Data section:
++++++++++

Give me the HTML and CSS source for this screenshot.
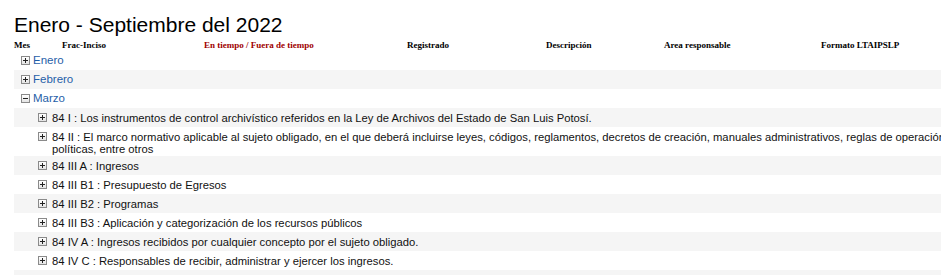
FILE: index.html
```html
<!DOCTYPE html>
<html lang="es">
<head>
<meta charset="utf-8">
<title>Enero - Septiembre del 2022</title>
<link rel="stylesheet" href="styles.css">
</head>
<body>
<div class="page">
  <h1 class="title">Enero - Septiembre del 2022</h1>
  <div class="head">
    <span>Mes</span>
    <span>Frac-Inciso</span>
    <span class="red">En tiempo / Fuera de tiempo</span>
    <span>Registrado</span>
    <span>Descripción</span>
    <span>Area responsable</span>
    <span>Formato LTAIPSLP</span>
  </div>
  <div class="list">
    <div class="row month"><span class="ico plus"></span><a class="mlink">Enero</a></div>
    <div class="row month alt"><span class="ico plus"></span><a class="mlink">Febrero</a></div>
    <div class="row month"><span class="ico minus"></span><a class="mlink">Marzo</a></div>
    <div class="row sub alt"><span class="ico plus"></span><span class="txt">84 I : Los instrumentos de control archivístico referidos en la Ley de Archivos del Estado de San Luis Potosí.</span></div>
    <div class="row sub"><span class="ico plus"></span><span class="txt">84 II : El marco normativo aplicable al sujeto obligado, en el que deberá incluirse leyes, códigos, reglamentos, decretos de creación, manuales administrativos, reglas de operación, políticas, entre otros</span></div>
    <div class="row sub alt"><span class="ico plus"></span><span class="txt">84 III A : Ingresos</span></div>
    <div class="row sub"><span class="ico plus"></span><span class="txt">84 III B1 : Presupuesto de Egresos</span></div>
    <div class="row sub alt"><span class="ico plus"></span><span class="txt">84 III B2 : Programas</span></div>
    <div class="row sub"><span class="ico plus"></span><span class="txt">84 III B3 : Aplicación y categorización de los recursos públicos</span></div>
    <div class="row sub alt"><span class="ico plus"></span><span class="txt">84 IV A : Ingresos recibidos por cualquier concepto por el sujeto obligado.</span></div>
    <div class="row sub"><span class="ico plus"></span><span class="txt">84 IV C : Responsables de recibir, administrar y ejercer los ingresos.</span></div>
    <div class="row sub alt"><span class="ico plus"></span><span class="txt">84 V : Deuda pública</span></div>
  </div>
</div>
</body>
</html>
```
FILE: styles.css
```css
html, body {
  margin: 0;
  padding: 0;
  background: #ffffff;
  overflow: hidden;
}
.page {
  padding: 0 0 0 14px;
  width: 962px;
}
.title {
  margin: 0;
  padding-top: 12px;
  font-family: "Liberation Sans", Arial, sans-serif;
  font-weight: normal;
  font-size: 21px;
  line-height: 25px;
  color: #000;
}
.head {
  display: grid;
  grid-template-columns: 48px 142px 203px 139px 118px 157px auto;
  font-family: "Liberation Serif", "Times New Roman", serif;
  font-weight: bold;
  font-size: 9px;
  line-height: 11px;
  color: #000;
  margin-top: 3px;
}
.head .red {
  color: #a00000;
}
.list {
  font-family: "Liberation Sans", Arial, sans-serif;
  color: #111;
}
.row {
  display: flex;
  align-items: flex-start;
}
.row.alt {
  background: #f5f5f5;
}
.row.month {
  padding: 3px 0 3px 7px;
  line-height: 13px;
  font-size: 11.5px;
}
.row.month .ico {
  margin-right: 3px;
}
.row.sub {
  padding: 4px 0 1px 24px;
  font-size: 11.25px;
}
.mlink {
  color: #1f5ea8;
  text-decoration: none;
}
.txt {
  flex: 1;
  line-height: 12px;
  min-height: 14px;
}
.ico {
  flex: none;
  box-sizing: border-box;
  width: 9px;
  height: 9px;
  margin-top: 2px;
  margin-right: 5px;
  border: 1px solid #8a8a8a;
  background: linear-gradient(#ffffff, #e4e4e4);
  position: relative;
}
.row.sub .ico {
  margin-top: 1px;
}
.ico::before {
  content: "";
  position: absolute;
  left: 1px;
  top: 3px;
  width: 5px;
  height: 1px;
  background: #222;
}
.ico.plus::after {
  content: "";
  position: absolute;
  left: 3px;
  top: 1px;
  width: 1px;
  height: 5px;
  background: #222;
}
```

++++++++++

Your objective: Reproduce the material word for word, minus the images.

Output of the task:
Give me the HTML and CSS source for this screenshot.
FILE: index.html
```html
<!DOCTYPE html>
<html lang="es">
<head>
<meta charset="utf-8">
<title>Enero - Septiembre del 2022</title>
<link rel="stylesheet" href="styles.css">
</head>
<body>
<div class="page">
  <h1 class="title">Enero - Septiembre del 2022</h1>
  <div class="head">
    <span>Mes</span>
    <span>Frac-Inciso</span>
    <span class="red">En tiempo / Fuera de tiempo</span>
    <span>Registrado</span>
    <span>Descripción</span>
    <span>Area responsable</span>
    <span>Formato LTAIPSLP</span>
  </div>
  <div class="list">
    <div class="row month"><span class="ico plus"></span><a class="mlink">Enero</a></div>
    <div class="row month alt"><span class="ico plus"></span><a class="mlink">Febrero</a></div>
    <div class="row month"><span class="ico minus"></span><a class="mlink">Marzo</a></div>
    <div class="row sub alt"><span class="ico plus"></span><span class="txt">84 I : Los instrumentos de control archivístico referidos en la Ley de Archivos del Estado de San Luis Potosí.</span></div>
    <div class="row sub"><span class="ico plus"></span><span class="txt">84 II : El marco normativo aplicable al sujeto obligado, en el que deberá incluirse leyes, códigos, reglamentos, decretos de creación, manuales administrativos, reglas de operación, políticas, entre otros</span></div>
    <div class="row sub alt"><span class="ico plus"></span><span class="txt">84 III A : Ingresos</span></div>
    <div class="row sub"><span class="ico plus"></span><span class="txt">84 III B1 : Presupuesto de Egresos</span></div>
    <div class="row sub alt"><span class="ico plus"></span><span class="txt">84 III B2 : Programas</span></div>
    <div class="row sub"><span class="ico plus"></span><span class="txt">84 III B3 : Aplicación y categorización de los recursos públicos</span></div>
    <div class="row sub alt"><span class="ico plus"></span><span class="txt">84 IV A : Ingresos recibidos por cualquier concepto por el sujeto obligado.</span></div>
    <div class="row sub"><span class="ico plus"></span><span class="txt">84 IV C : Responsables de recibir, administrar y ejercer los ingresos.</span></div>
    <div class="row sub alt"><span class="ico plus"></span><span class="txt">84 V : Deuda pública</span></div>
  </div>
</div>
</body>
</html>
```
FILE: styles.css
```css
html, body {
  margin: 0;
  padding: 0;
  background: #ffffff;
  overflow: hidden;
}
.page {
  padding: 0 0 0 14px;
  width: 962px;
}
.title {
  margin: 0;
  padding-top: 12px;
  font-family: "Liberation Sans", Arial, sans-serif;
  font-weight: normal;
  font-size: 21px;
  line-height: 25px;
  color: #000;
}
.head {
  display: grid;
  grid-template-columns: 48px 142px 203px 139px 118px 157px auto;
  font-family: "Liberation Serif", "Times New Roman", serif;
  font-weight: bold;
  font-size: 9px;
  line-height: 11px;
  color: #000;
  margin-top: 3px;
}
.head .red {
  color: #a00000;
}
.list {
  font-family: "Liberation Sans", Arial, sans-serif;
  color: #111;
}
.row {
  display: flex;
  align-items: flex-start;
}
.row.alt {
  background: #f5f5f5;
}
.row.month {
  padding: 3px 0 3px 7px;
  line-height: 13px;
  font-size: 11.5px;
}
.row.month .ico {
  margin-right: 3px;
}
.row.sub {
  padding: 4px 0 1px 24px;
  font-size: 11.25px;
}
.mlink {
  color: #1f5ea8;
  text-decoration: none;
}
.txt {
  flex: 1;
  line-height: 12px;
  min-height: 14px;
}
.ico {
  flex: none;
  box-sizing: border-box;
  width: 9px;
  height: 9px;
  margin-top: 2px;
  margin-right: 5px;
  border: 1px solid #8a8a8a;
  background: linear-gradient(#ffffff, #e4e4e4);
  position: relative;
}
.row.sub .ico {
  margin-top: 1px;
}
.ico::before {
  content: "";
  position: absolute;
  left: 1px;
  top: 3px;
  width: 5px;
  height: 1px;
  background: #222;
}
.ico.plus::after {
  content: "";
  position: absolute;
  left: 3px;
  top: 1px;
  width: 1px;
  height: 5px;
  background: #222;
}
```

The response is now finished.